A company has 1,000,000 warrants outstanding at the beginning of the year, each convertible into one share of stock with an exercise price of $50. No new warrants were issued during the year. The avg. stock price during the period was $60 and the year end-end was $45. What are the adjustment to be made? Basic … Diluted a) 0…166,667 b)0…0 c)166,667…166,667 d)166,667…200,000 This should be an easy one for you guys… My question is… Even if the option price is below the exercise price we take the options into account? So basically the idea is avg.price > exercise price and the options dilute the EPS?
Is something missing in there?? what about Net Income? we probably need that for EPS calculations, right? All I could figure out is the increase in the number of stocks if the warrents are exercised… (60 - 50)/ 60 * 1m = 166,666.667 [Treasury Stock Method] - Dinesh S
no they are asking just about the numbers to adjust the diluted… dinesh, you are right on the diluted and the basic remain obviously 0, but my question was, even if the exercise price is higher than market close of stock we take the options into consideration ?
Yes, we need to adjust for the addition in the number of shares only when the Avg Market Price is greater than the Exercies price… Warrent holders are give the option to convert their warrents into share of stock at a exercise price of $45. It means that he could buy 1 share of stock (by exercising the option) at just $45, when the market price of the stock was $60 (~avg), then, why the heck will he buy it in open market @60 when he has the right to buy it at @45? So it’s only then EP < AMP, it matters the most… Lemme know if you get the point? - Dinesh S
Dinesh, now I’m getting confused when I thought I understood the problem. Since the warrants are exercised at $50, but the market price at year end is $45, then as you said nobody would exercise the option when the market is cheaper. So in that sense, why bother even considering the dilution in the first place?
Sorry, it was my typo… it’s pretty late already stratus, we never consider the year-end price (so forget that $45 was ever given in this question…). now It’s just between AMP of $60 and exercise price of $50. Please re-read this now… I can’t edit my previous post… *************************************************** Yes, we need to adjust for the addition in the number of shares only when the Avg Market Price is greater than the Exercies price… Warrent holders are give the option to convert their warrents into share of stock at a exercise price of $50. It means that he could buy 1 share of stock (by exercising the option) at just $50, when the market price of the stock was $60 (~avg), then, why the heck will he buy it in open market @60 when he has the right to buy it at @50? So it’s only then EP < AMP, it matters the most… Lemme know if you get the point? - Dinesh S ***************************************************
Thanks.
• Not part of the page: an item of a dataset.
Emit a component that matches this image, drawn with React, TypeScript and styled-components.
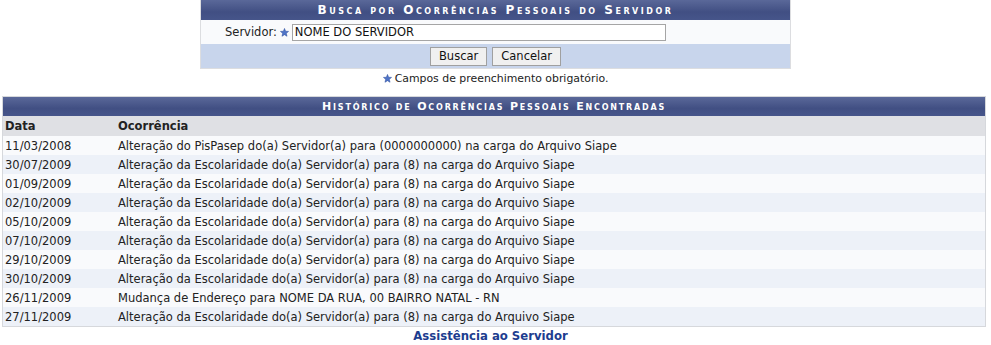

I still wonder, though, at least at year end why would any warrant holder exercise the warrant when it’s cheaper to buy the security at market price? Or is the idea that for dilutive securities you never care where market price is, and have to consider any possibility that a warrant holder would exercise it, regardless of whether that move makes financial sense or not?
Stratus, the Average price of $60 means the stock price “might have” come down below $50 (which is the EP of the option), which renders the option as in-the-money option and given the chance for the warrant holders to convert their warrants to share of stock… But yes, no person would exercise their options at $50 when the stock price was $45 (at year end), unless until gun-pointed to do so. Warrants are potentially dilutive securities. No of shares are adjusted only of AMP > EP - Dinesh S
the last price in the market is misleading I think You can’t really tell what would happen if you would buy 1 mil shares from the market, as in this example. the Average cost could be a lot higher, depending on liquidity, demand and supply etc
Some of you are missing the point. It is not whether warrant holders did or did not exercise their option, but it is simply a way to make financial analysis more helpful. What the balance sheet is telling you is that *if* warrant holders had decided to excercise this year, whenever it made financial sense for them (say back in June when the stock price was $70, or any other day when the stock price was higher than %50), then EPS would be the diluted EPS you would see on the balance sheet. The closing price is completely irrelevant, but the average price is. Dreary
Yo Dreary - let’s not go exercising those options early…
Another point is what if half of those warrants were actually exerised during the year, how would you calculate your diluted EPS? A little tricky. Dreary
Dreary: Wouldn’t you basically multiply the result of TSM by the ((# of months remaining)/12) ?
If half of those warrants were actually exerised during the year, then you would simply take the remaining half as the relevant warrants outstanding when you calculate diluted EPS. Dreary
The average shares outstanding would change if the warrants were exercised during the year. The exercise of the warrants doesn’t affect the diluted EPS if the proceeds from the warrant exercise are used to buyback stock at the average price.